John McLaughlin is a retired Deputy Minister for the Department of Education & Early Childhood Development (Anglophone Sector) for the Province of New Brunswick and is currently the President/CEO of Atlantic Education International. He is a career educator, with a background in literacy and educational leadership, and has served as a superintendent of schools in Northern New Brunswick.
In recent years he has represented Canada, through the Council of Ministers of Education of Canada, on two OECD international education committees: the Centre for Educational Research and Innovation (CERI), and the Education Policy Committee (EDPC), on which he served as a vice-chair. As one of the architects of Canada’s K-12 Global Competency Framework, he has represented Canada in high level discussions around the future of education at the United Nations in New York and at UNESCO in Paris.
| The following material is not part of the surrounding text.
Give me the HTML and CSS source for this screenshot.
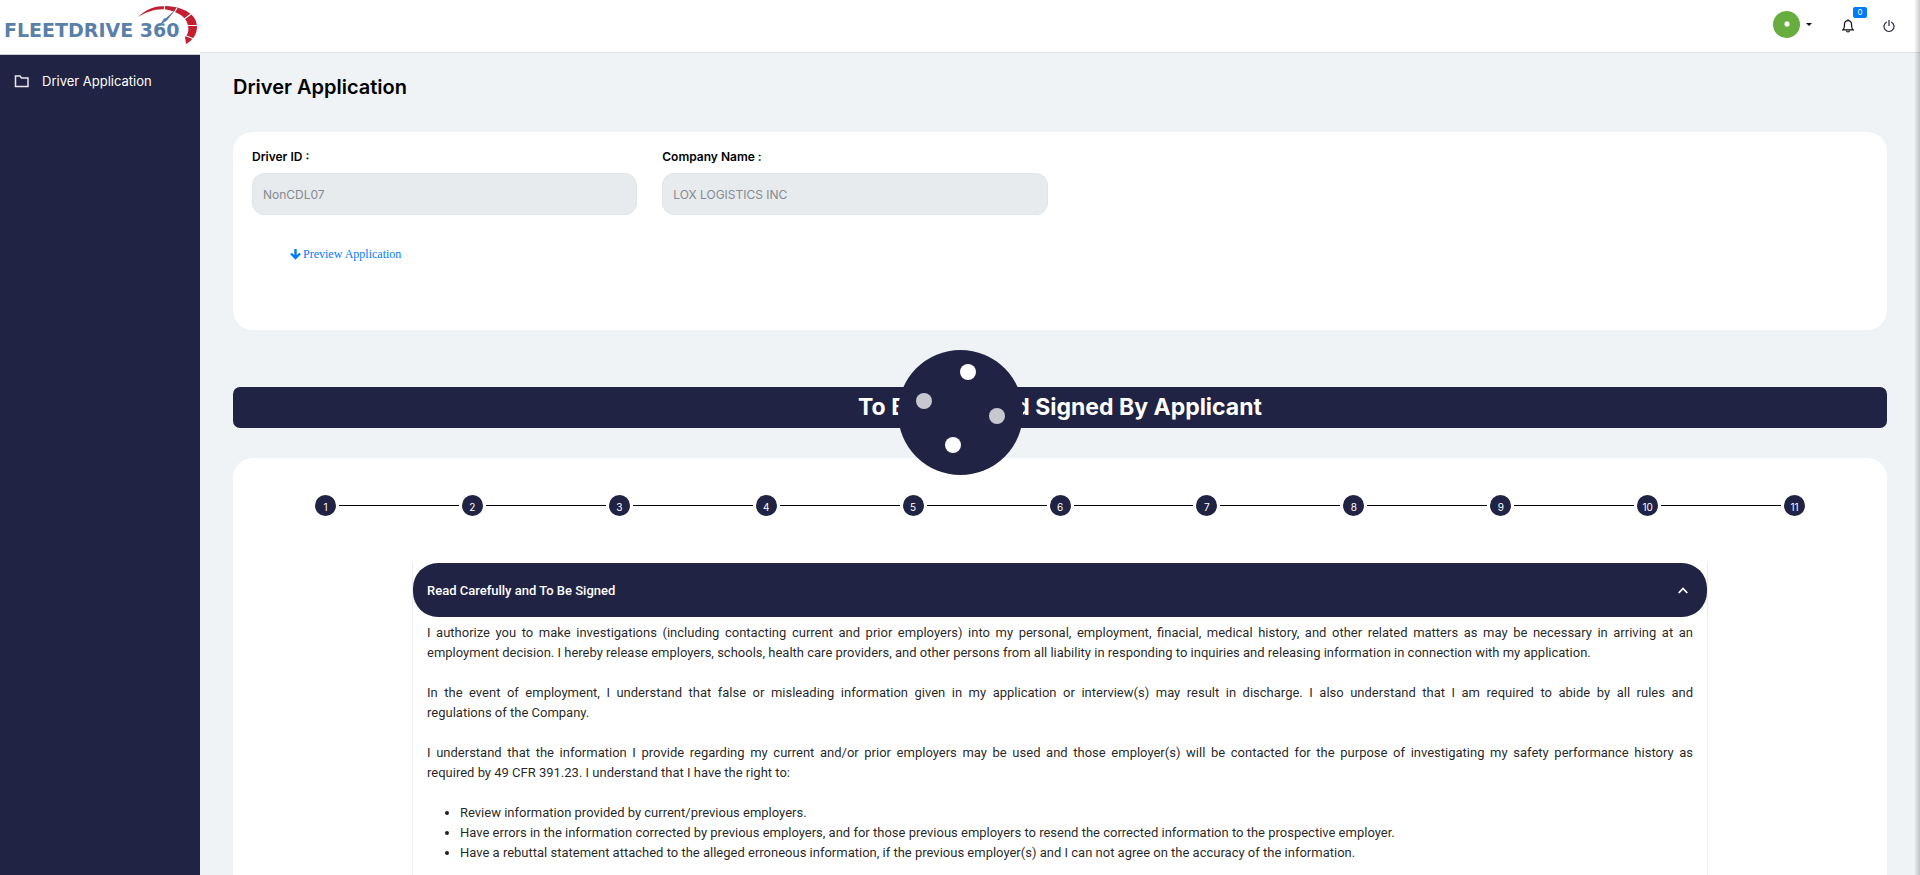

The role of the commissioners
To review the Official Languages Act:
- To oversee the consultation and review of the Official Languages Act.
- To review legal decisions and recommendations from the Office of the Commissioner of Official Languages.
- To review and listen to suggestions, recommendations and presentations from individuals, stakeholders, and experts.
- To write and present a final report with recommendations that could include amendments to the Official Languages Act, to other legislation or any other recommendation for improving access to both official languages.
To make recommendations to improve access to both official languages:
- To improve the access to and the quality of second language instruction in the public education system, from early childhood to adulthood.
- To improve second language instruction and best practices throughout all stages of life, with a focus on language training for the unemployed and underemployed.
- To help define New Brunswick’s role as a bilingual, open society that values social, cultural, political and economic freedoms, as well as the protection of the vulnerable.